The Sacred We

The Sacred We: Tapping Into the Spiritual Power of Community

It’s the day after our April Sisters of the Moon circle, and this month was a special gathering. While our theme was the archetype of the Slavic goddess Lada, we were honoring another special goddess - our sister & friend, Jenny Jeck. She left us suddenly and unexpectedly in March (on the full Blood Moon and lunar eclipse, of course - if she was going to leave, she was going to do it with flair) and she left a gaping hole in our little community.

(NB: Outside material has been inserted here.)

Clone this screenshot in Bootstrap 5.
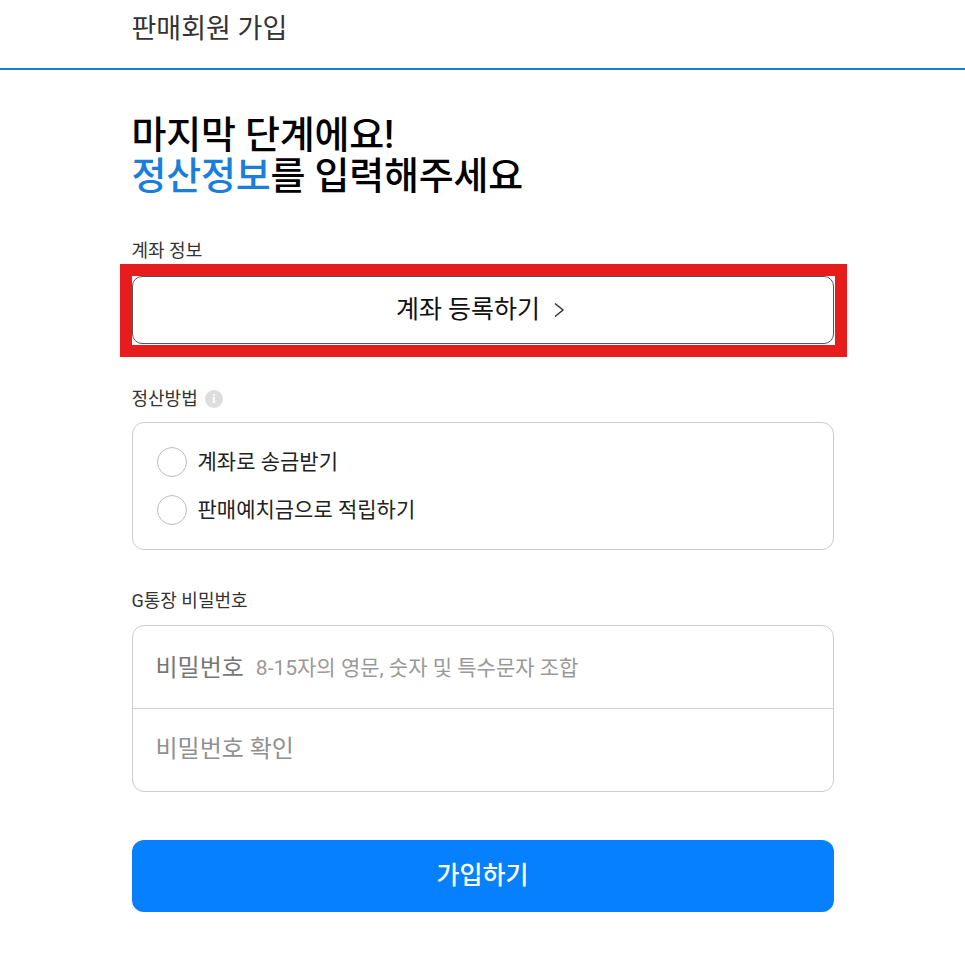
<!DOCTYPE html>
<html lang="ko">
<head>
<meta charset="utf-8">
<title>판매회원 가입</title>
<link href="https://cdn.jsdelivr.net/npm/bootstrap@5.3.0/dist/css/bootstrap.min.css" rel="stylesheet">
<style>
body{font-family:Roboto,"Noto Sans CJK KR",sans-serif;color:#222;background:#fff;overflow:hidden}
.wrap{width:702px;margin:0 auto}
.topbar{height:70px;border-bottom:2px solid #1a7fdc}
.topbar-title{font-size:27px;line-height:28px;padding-top:15px;color:#333;font-weight:400;margin:0}
.headline{font-size:38px;line-height:41px;font-weight:500;color:#000;margin:45px 0 0;letter-spacing:-.2px}
.headline em{font-style:normal;color:#1a7fdc}
.lbl{font-size:18px;line-height:24px;color:#333;margin:0}
.lbl-a{margin-top:42px}
.acct-wrap{position:relative;margin-top:13px}
.acct-btn{height:68px;width:100%;background:#fff;border:1px solid #555;border-radius:10px;font-size:25px;font-weight:400;color:#111;padding:0 4px 0 0;gap:13px}
.redbox{position:absolute;left:-12px;top:-12px;right:-13px;bottom:-13px;border:12px solid #e71d1d;pointer-events:none}
.lbl-b{margin-top:43px;gap:7px}
.infodot{width:18px;height:18px;border-radius:50%;background:#ddd;color:#fff;font-size:13px;line-height:18px;font-weight:700;text-align:center;font-family:"Liberation Serif",serif}
.paybox{margin-top:11px;height:128px;border:1px solid #ccc;border-radius:12px;padding:0 24px;gap:18px}
.opt{font-size:21px;line-height:30px;color:#222;gap:11px}
.circ{width:30px;height:30px;border:1px solid #bbb;border-radius:50%;background:#fff;flex:none}
.lbl-c{margin-top:39px}
.pwbox{margin-top:12px;height:167px;border:1px solid #ccc;border-radius:12px;overflow:hidden}
.pwrow{height:82px;padding:1px 23px 0;font-size:24px;color:#777;gap:12px}
.pwrow+.pwrow{border-top:1px solid #ccc;height:83px;padding:0 23px 2px}
.pwhint{font-size:21px;color:#999;margin-top:3px}
.pwmuted{color:#909090}
.join{margin-top:48px;height:72px;width:100%;background:#0680ff;border:0;border-radius:12px;color:#fff;font-size:25px;font-weight:500;padding:0}
.join:hover{background:#0680ff;color:#fff}
</style>
</head>
<body>
<header class="topbar">
  <div class="wrap"><h1 class="topbar-title">판매회원 가입</h1></div>
</header>
<main class="wrap">
  <h2 class="headline">마지막 단계에요!<br><em>정산정보</em>를 입력해주세요</h2>

  <p class="lbl lbl-a">계좌 정보</p>
  <div class="acct-wrap">
    <button type="button" class="btn acct-btn d-flex align-items-center justify-content-center">
      <span>계좌 등록하기</span>
      <svg width="12" height="16" viewBox="0 0 12 16" fill="none" stroke="#333" stroke-width="1.5"><path d="M2 1.500 10 8l-8 6.500"/></svg>
    </button>
    <div class="redbox"></div>
  </div>

  <div class="d-flex align-items-center lbl-b">
    <p class="lbl">정산방법</p>
    <span class="infodot">i</span>
  </div>
  <div class="paybox d-flex flex-column justify-content-center">
    <div class="opt d-flex align-items-center"><span class="circ"></span><span>계좌로 송금받기</span></div>
    <div class="opt d-flex align-items-center"><span class="circ"></span><span>판매예치금으로 적립하기</span></div>
  </div>

  <p class="lbl lbl-c">G통장 비밀번호</p>
  <div class="pwbox">
    <div class="pwrow d-flex align-items-center"><span>비밀번호</span><span class="pwhint">8-15자의 영문, 숫자 및 특수문자 조합</span></div>
    <div class="pwrow d-flex align-items-center pwmuted"><span>비밀번호 확인</span></div>
  </div>

  <button type="button" class="btn join">가입하기</button>
</main>
<script src="https://cdn.jsdelivr.net/npm/bootstrap@5.3.0/dist/js/bootstrap.bundle.min.js"></script>
</body>
</html>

We decided to hold a special celebration of life for her, and really…for us. I laid out the purple yoga mat in the spot she always liked to sit, and the other women in the circle brought photos, there were purple tulips, candles, and we held space for her, as if we were expecting her to still walk through the door. We read poems, shared stories and tears, and comforted each other in our grief, not just of losing Jenny, but we showed up for all the grief we have felt for our loved ones who have transitioned. I sat in awe and deep gratitude for the way this unfortunate and tragic life event strengthened the power of connection in this group to a higher level than I could have ever imagined. The beauty of witnessing sacred connection in action made me weep and reflect on this power of this primal need for community.

There is a quiet magic that unfolds when we gather with intention. Not the hurried togetherness of crowded calendars or the fleeting connections of passing conversations — but the soul-deep, heart-forward kind of communion that nourishes us from the inside out. Lately, since Jenny’s transition and the ripple effects in our group, I’ve been reflecting on how sacred community really is. Not just as a support system, but as a spiritual practice in itself.

In a world that often champions independence to the point of isolation, choosing community becomes an act of resistance — and of healing.

I think back to moments in my own journey where I felt lost, fragmented, or unsure of my next step. Each time, it was the circle that held me. A kind word, a gentle nod, shared silence, or spontaneous laughter — these seemingly small exchanges became soul medicine. They reminded me that I didn’t have to hold everything alone. That we aren’t meant to.

There is spiritual power in being witnessed. In allowing ourselves to be seen not just in our strength, but in our vulnerability. When we gather — in circles, around fires, over tea, in prayer & ritual, or even digitally across space and time — something ancient and remembering stirs. We reawaken a truth that’s easy to forget: we are not separate. We are threads in a tapestry, voices in a shared song, sparks from the same flame.

Community, at its most soulful, is a space where we don’t have to explain our joy or defend our pain. It’s where we are called home to ourselves by being held in the presence of others.

So how do we nurture that kind of community?

We begin by showing up. Authentically. Imperfectly. Open-hearted.
We listen more than we speak.
We extend grace.
We hold space.
We celebrate others’ light without dimming our own.
We say, again and again, “You belong here.”

And slowly, the walls fall down. The soul softens. Spirit moves freely.

This week, I invite you to lean into your own sacred circles. Reach out. Sit in shared silence. Laugh until you cry. Cry until you laugh. Speak truth, even if your voice shakes. Hold someone’s hand — literally or metaphorically.

Because the path of soulful living isn’t a solo one. It’s a sacred we.